Miso soup is a simple combination of dashi (a Japanese soup stock typically made from bonito flakes, kelp, and anchovy) and miso (a fermented paste often made from soybeans). It's a familiar and comforting sight, taste, and smell for anyone who has eaten at a typical neighborhood Japanese restaurant and been greeted warmly by shouts of "Irasshaimase!" roughly meaning "Come on in!" or "Welcome!" from the staff.
First things first: Just what is the cloudy stuff that settles toward the bottom of the bowl? Leave the soup untouched and one will see it seemingly separate, with a clear broth surrounding the "cloud." Stir it up again and it's whole, just as it was before. Mysterious? Indeed.
That "stuff" is the miso paste. Unlike salt or sugar, it never really dissolves in the dashi broth to form a solution. So, if left alone long enough, the particles of miso fall to the bottom and separate.
OK, mystery solved. Now, second question: How can one make it at home? Well, it's quite easy actually. It's one of those dishes for which it's almost unnecessary to have a recipe. The most challenging part probably isn't making the soup, but rather finding the ingredients. A trip to an Asian supermarket or Japanese grocery store would be ideal, but sometimes the neighborhood store will carry miso paste, often in the refrigerated section next to the salad dressings. Chicken stock, although not ideal, may be used as a substitute for dashi broth in a pinch.

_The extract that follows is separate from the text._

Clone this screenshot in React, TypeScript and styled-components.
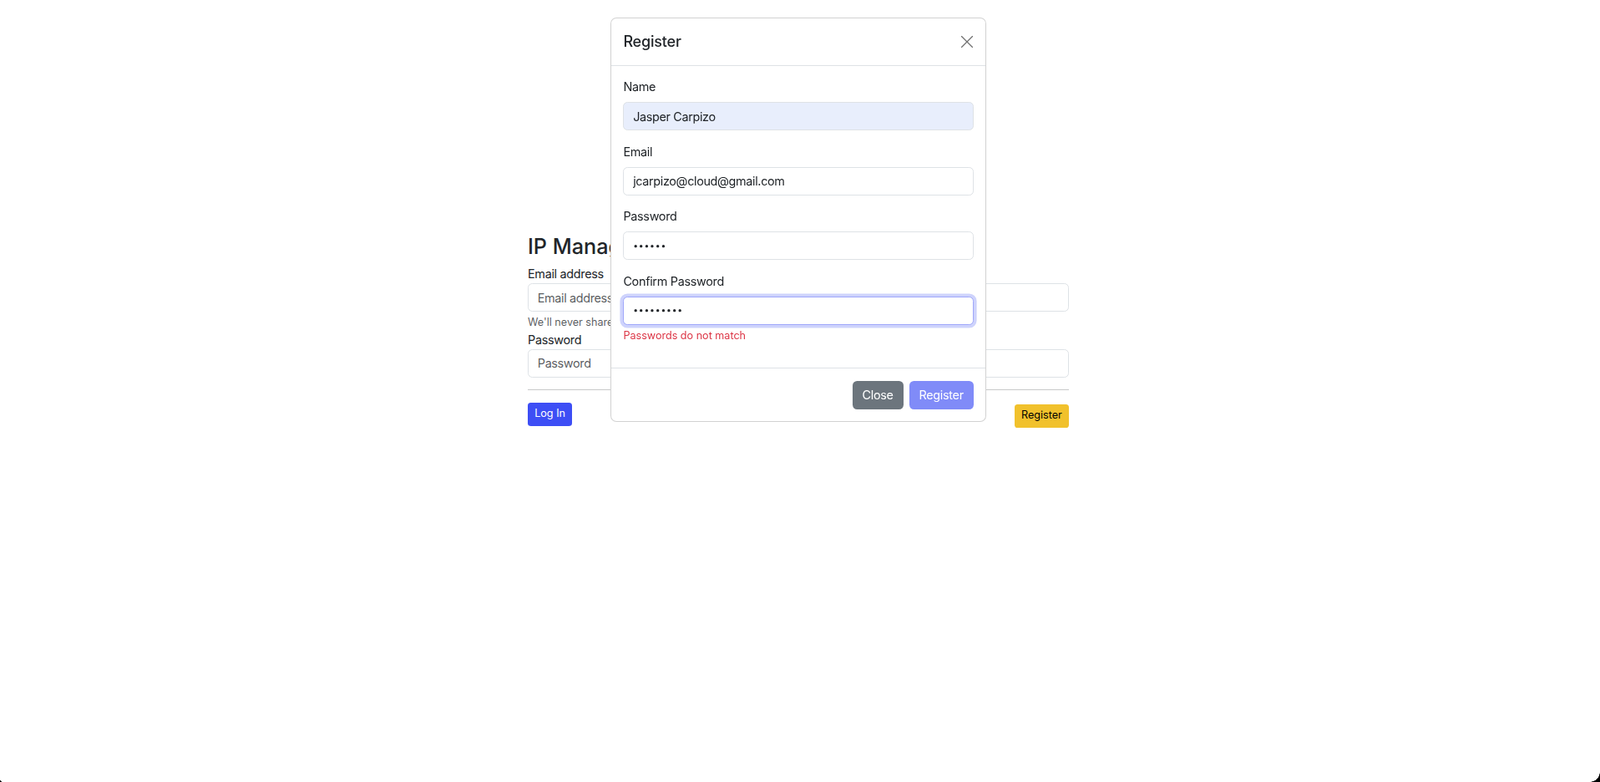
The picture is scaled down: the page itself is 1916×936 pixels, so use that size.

For the most traditional flavor, though, it's best to look for dashi packets or boxes of hondashi powder, which often come in MSG-free versions. These ready-made versions are easy to make and require only several minutes of simmering in hot water to create a dashi broth. They can often be found in the same aisle as the packages of dried udon and soba noodles, but if they're hard to find, just ask around. (Photo courtesy of Wikimedia/Franzeska)
Next up — what type of miso to buy? There are many varieties out there, and it can be a bit mind-boggling. While a bit of buy-and-try experimentation is fun sometimes, it does also help to have a few guidelines before diving in. Miso comes in different colors — namely, white, yellow, red, and brown. As a general rule of thumb, darker miso has a much more pronounced flavor than lighter miso because it has been aged for a longer period of time. Miso can vary in salt level and can also be made from barley and rice in addition to soybeans, or all three in combination. Miso should always be kept refrigerated to maintain freshness. (Photo courtesy of flickr/pinprick)
OK. Dashi: check. Miso: check. Now it's time to make the soup. What are some things to watch out for? Well, it probably isn't apparent just how much miso to use. How much is too much, and how much is too little? It may depend on the saltiness of the particular brand of miso, but a good ratio to keep in mind as a starting point is about 15 grams of miso for every cup of dashi broth.
What are some pitfalls to watch out for? Well, the most important thing is to avoid bringing the soup to a boil once the miso paste has been dissolved into the dashi broth. This will cause the miso to break down and result in a miso soup with poor flavor. It cannot be emphasized enough. So please, do not boil the soup once the miso has been added. Actually, that's pretty much the only pitfall. Add tiny cubes of silken tofu and some chopped scallions to dress it up just before serving, and that's pretty much it. Enjoy!